After Mildred’s husband loses his job in the Depression and takes up with another woman, she’s left with two children to support and a mortgage hanging over her head. Confronted with the task of fending for herself for the first time, she swallows her considerable pride and becomes a waitress, then a restaurant owner, then owner of a chain of restaurants and a woman of society. Driving her all the while is the thought of her children, especially her cold and proud daughter Veda, whom Mildred loves more than anything else in the world.
Cain’s better known for his noir antiheroes and slinky femme fatales, as in The Postman Always Rings Twice or Double Indemnity (adapted into equally classic noir films). So his portrait of Mildred as a struggling, desperate, at times unlikable but in many ways admirable and resourceful woman was as surprising as it was convincing, a wrenchingly dramatic rags to riches story that’s grounded in mundane reality. He writes with unexpected clarity about the limited choices available to a woman like Mildred, pregnant and married at seventeen, who never expected to work outside of her home.
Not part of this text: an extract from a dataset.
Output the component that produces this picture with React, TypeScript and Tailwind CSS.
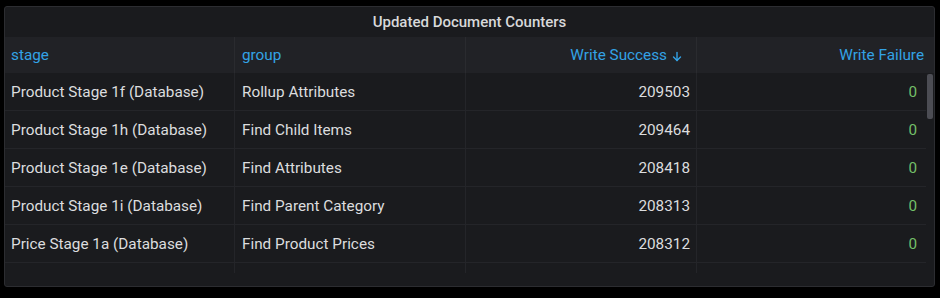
import React from "react";

const rows = [
  ["Product Stage 1f (Database)", "Rollup Attributes", "209503", "0"],
  ["Product Stage 1h (Database)", "Find Child Items", "209464", "0"],
  ["Product Stage 1e (Database)", "Find Attributes", "208418", "0"],
  ["Product Stage 1i (Database)", "Find Parent Category", "208313", "0"],
  ["Price Stage 1a (Database)", "Find Product Prices", "208312", "0"],
];

function SortArrow() {
  return (
    <svg width="10" height="11" viewBox="0 0 10 11" className="ml-[5px] mt-[1px]" fill="none" stroke="#33a2e5" strokeWidth="1.4" strokeLinecap="round" strokeLinejoin="round">
      <path d="M5 1.5v8" />
      <path d="M1.5 6l3.5 3.5L8.5 6" />
    </svg>
  );
}

export default function App() {
  return (
    <div
      className="w-[940px] h-[298px] bg-black pt-[6px] pl-[4px] overflow-hidden"
      style={{ fontFamily: "Roboto, 'Liberation Sans', sans-serif" }}
    >
      <div className="w-[931px] h-[281px] bg-[#1a1b1e] border border-[#2c2d31] rounded-[3px] flex flex-col overflow-hidden">
        <div className="h-[30px] shrink-0 flex items-center justify-center text-[15px] font-medium text-[#d8d9da]">
          Updated Document Counters
        </div>
        <div className="h-[36px] shrink-0 grid grid-cols-[230px_231px_231px_1fr] bg-[#212226] text-[15.3px] text-[#33a2e5]">
          <div className="flex items-center pl-[6px] pt-[1px] border-r border-[#2a2b2f]">stage</div>
          <div className="flex items-center pl-[7px] pt-[1px] border-r border-[#2a2b2f]">group</div>
          <div className="flex items-center justify-end pr-[14px] pt-[1px] border-r border-[#2a2b2f]">
            Write Success
            <SortArrow />
          </div>
          <div className="flex items-center justify-end pr-[10px] pt-[1px]">Write Failure</div>
        </div>
        <div className="flex">
          <div className="w-[922px] flex flex-col">
            {rows.map((r, i) => (
              <div
                key={i}
                className="h-[38px] grid grid-cols-[230px_231px_231px_1fr] border-b border-[#242529] text-[15.3px] text-[#dcdddf]"
              >
                <div className="flex items-center pl-[6px] pt-[1px] border-r border-[#242529]">{r[0]}</div>
                <div className="flex items-center pl-[7px] pt-[1px] border-r border-[#242529]">{r[1]}</div>
                <div className="flex items-center justify-end pr-[6px] pt-[1px] border-r border-[#242529]">{r[2]}</div>
                <div className="flex items-center justify-end pr-[9px] pt-[1px] text-[#73bf69]">{r[3]}</div>
              </div>
            ))}
            <div className="h-[10px] grid grid-cols-[230px_231px_231px_1fr]">
              <div className="border-r border-[#242529]" />
              <div className="border-r border-[#242529]" />
              <div className="border-r border-[#242529]" />
              <div />
            </div>
          </div>
          <div className="w-[8px] pt-[1px] pl-[1px]">
            <div className="w-[6px] h-[45px] rounded-[2px] bg-[#4c4d54]" />
          </div>
        </div>
      </div>
    </div>
  );
}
I found myself really pulling for Mildred as she puts her life together, battling social expectations as well as her own fears and terrors.
Another unlooked for pleasure was the depiction of friendship between women – especially with worldly Mrs Gessler, supplier of bootleg alcohol and sexual advice, and efficient Ida who shows Mildred the ropes in the diner at her first job. Again, unexpected insight from a hard-boiled crime writer into a female world, of women who aren’t molls or dames, but allies, peers, equals – actual real people! Even Mildred’s ex-husband’s new mistress is humanised. Instead it’s the men of the novel who get short shrift, portrayed variously as bumblers, moochers, and sharks.
Mildred’s success is heady but underlined with dread, because you know it can’t last. I think it’s typical of the period (the book was published in 1941) that Mildred, as a single and sexually free woman, can’t rise without experiencing a concurrent fall. Just as Mildred is ‘punished’ for spending a night with a new lover by the illness of a family member, so her financial success and personal ambitions too cannot be sustained.
The key to Mildred’s ultimate undoing and the darkest element of the novel is Mildred’s obsessive love for Veda, and Veda’s indifference and hatred for Mildred. Veda is a startlingly cold and unlikable figure, unnervingly poised and deceptive from even a very young age. More than any other character in the novel, Veda seems like a construct rather than a real person – an effect I think is intentional. Veda is everything Mildred ever wanted to be: beautiful, proud, upwardly mobile, musically gifted. And of course Mildred, so bourgeois and so desperate, is everything Veda wants to leave behind. They are each others’ shadows.
So bear in mind that although I’ve focused on the positive and unlikely pleasures of this novel, there will be no happy ending. But personally, I found the rather scathing and cynical things Cain has to say about mothers and daughters, men and women, were balanced out by those other elements. Mildred Pierce is an absorbing, complex and unsettling melodrama, in the best sense of the word.
AL: 8/10
Mildred Pierce by James M. Cain
Just finished Cain’s POSTMAN ALWAYS RINGS TWICE and was astonished at how tough it was, the almost bestial nature of the relationship between the lovers at the heart of the book. Surprisingly nasty and unrelenting for a book originally released in the early 1930’s. Wow…
Hi Cliff. Yeah, I felt the same way about Postman, it definitely still packs a punch. I’m used to books of the period fading to black, but Cain never does.